Dataset section:
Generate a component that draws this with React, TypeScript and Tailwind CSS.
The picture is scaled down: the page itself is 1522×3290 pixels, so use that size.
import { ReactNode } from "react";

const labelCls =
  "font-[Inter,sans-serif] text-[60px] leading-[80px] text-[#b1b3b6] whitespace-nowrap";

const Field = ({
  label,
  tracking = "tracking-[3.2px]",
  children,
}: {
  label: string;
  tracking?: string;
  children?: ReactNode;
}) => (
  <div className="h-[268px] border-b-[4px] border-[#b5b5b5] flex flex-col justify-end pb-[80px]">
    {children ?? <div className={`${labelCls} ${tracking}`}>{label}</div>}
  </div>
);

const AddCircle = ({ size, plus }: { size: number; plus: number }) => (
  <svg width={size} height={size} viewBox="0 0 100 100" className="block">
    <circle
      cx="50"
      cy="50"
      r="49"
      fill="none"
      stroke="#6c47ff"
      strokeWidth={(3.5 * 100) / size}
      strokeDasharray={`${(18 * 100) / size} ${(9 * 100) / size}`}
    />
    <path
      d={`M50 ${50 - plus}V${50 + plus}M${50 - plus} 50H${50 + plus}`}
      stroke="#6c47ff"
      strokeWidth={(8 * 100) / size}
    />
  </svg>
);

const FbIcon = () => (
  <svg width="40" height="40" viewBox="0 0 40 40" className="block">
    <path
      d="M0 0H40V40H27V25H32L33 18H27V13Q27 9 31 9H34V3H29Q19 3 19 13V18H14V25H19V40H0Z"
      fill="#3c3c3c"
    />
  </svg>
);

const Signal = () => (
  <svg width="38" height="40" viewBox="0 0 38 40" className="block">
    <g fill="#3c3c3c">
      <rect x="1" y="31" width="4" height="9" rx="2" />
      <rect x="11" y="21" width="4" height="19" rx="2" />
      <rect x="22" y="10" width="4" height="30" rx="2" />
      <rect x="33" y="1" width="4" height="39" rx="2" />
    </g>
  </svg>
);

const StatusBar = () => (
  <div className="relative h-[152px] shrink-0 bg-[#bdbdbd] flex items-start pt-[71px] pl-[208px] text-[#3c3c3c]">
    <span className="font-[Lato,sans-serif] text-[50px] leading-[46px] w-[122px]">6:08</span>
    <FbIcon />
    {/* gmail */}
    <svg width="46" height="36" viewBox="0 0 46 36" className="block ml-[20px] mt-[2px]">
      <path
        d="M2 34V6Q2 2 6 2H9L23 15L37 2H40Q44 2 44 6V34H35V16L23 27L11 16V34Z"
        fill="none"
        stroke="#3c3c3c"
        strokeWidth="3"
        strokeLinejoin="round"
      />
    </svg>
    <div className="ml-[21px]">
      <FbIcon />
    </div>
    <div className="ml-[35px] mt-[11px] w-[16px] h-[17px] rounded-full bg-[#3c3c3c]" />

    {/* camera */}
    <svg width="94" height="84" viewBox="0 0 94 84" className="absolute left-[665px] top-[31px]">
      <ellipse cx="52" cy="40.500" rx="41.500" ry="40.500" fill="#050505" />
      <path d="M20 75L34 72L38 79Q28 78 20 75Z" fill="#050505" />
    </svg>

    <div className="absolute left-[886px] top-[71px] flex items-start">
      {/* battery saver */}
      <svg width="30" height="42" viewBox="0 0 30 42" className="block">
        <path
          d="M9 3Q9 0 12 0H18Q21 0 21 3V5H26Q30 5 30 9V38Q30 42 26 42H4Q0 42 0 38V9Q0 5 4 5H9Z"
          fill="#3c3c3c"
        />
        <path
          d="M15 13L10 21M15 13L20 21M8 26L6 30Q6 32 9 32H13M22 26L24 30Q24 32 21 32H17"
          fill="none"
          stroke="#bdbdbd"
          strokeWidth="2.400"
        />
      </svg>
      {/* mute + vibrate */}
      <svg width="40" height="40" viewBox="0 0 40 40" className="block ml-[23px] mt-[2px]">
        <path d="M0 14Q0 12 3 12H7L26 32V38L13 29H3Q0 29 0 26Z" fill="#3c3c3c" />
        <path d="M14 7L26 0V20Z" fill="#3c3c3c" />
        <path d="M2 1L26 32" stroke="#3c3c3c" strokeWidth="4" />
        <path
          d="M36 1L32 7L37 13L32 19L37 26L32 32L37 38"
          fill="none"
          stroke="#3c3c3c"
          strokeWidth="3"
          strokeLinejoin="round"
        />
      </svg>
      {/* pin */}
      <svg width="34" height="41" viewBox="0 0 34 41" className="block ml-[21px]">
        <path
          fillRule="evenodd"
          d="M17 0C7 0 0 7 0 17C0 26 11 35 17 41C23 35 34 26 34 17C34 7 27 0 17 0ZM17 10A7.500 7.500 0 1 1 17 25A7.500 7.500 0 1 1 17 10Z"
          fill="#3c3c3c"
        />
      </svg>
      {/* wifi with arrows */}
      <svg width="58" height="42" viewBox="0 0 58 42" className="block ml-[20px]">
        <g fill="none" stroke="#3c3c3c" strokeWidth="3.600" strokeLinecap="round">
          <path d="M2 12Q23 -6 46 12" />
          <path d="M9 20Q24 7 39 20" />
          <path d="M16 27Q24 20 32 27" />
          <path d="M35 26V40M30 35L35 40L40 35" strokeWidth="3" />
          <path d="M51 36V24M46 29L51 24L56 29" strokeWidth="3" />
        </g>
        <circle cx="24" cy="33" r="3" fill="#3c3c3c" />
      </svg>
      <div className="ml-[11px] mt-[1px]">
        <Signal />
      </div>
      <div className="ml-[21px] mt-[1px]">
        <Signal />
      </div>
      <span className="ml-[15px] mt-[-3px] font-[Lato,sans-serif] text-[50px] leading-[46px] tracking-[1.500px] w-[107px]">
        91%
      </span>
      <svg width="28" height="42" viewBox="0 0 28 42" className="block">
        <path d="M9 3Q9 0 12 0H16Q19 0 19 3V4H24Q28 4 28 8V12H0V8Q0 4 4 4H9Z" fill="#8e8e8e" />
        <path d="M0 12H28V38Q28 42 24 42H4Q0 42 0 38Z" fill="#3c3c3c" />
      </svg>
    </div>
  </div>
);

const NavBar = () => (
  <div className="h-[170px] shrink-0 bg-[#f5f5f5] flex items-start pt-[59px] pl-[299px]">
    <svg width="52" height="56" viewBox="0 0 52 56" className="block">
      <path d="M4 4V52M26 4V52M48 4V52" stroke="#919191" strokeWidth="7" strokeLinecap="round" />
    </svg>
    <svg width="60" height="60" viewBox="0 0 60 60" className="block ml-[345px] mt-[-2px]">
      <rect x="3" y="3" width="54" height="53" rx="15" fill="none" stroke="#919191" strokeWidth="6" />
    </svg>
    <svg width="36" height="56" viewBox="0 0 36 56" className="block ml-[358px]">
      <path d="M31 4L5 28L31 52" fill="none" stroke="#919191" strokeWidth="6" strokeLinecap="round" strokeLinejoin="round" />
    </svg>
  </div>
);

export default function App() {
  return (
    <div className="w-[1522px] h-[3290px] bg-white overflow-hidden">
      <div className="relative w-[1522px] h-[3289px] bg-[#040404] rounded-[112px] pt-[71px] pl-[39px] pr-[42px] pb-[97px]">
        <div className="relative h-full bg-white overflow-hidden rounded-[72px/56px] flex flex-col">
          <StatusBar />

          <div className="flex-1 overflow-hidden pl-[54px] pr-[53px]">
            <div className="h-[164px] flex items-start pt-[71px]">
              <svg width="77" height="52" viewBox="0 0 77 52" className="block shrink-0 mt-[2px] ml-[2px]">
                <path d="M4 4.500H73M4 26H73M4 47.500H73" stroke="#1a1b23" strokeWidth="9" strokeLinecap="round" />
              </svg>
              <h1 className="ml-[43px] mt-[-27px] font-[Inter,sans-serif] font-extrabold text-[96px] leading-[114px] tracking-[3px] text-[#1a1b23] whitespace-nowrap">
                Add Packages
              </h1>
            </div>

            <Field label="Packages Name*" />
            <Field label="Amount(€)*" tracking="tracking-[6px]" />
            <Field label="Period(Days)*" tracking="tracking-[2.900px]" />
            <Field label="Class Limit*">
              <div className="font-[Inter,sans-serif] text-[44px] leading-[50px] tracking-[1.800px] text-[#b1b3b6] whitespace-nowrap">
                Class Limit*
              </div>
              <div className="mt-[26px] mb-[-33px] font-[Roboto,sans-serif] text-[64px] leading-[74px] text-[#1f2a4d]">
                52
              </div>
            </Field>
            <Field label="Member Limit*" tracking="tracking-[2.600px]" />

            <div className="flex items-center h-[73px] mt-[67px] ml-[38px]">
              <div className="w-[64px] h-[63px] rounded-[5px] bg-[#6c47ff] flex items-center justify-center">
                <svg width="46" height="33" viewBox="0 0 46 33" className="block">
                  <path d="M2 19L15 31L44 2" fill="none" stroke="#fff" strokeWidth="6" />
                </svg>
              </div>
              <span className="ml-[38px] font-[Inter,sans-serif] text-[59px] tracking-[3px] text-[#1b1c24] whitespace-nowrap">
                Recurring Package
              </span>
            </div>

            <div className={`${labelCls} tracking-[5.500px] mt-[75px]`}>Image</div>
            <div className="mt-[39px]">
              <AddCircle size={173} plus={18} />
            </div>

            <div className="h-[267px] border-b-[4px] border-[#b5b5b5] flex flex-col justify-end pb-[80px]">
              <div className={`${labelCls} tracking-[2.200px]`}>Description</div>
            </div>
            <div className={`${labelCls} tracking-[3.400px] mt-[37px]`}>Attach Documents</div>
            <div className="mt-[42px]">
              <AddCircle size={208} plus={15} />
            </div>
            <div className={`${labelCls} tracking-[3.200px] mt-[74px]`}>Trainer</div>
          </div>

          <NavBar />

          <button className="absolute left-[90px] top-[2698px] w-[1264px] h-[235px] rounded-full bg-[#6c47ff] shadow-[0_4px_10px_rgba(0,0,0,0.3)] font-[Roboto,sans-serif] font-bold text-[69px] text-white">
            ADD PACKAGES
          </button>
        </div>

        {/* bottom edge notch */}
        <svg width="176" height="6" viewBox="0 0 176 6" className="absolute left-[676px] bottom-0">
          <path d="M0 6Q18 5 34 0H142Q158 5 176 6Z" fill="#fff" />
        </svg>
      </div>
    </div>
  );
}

Job: Reproduce, please, the lines of the material from its first line down to the line containing "text-[60px] leading-[80px] text-[#b1b3b6]", keeping both ends and nothing beyond them.

Solution to the exercise:
Generate a component that draws this with React, TypeScript and Tailwind CSS.
The picture is scaled down: the page itself is 1522×3290 pixels, so use that size.
import { ReactNode } from "react";

const labelCls =
  "font-[Inter,sans-serif] text-[60px] leading-[80px] text-[#b1b3b6] whitespace-nowrap";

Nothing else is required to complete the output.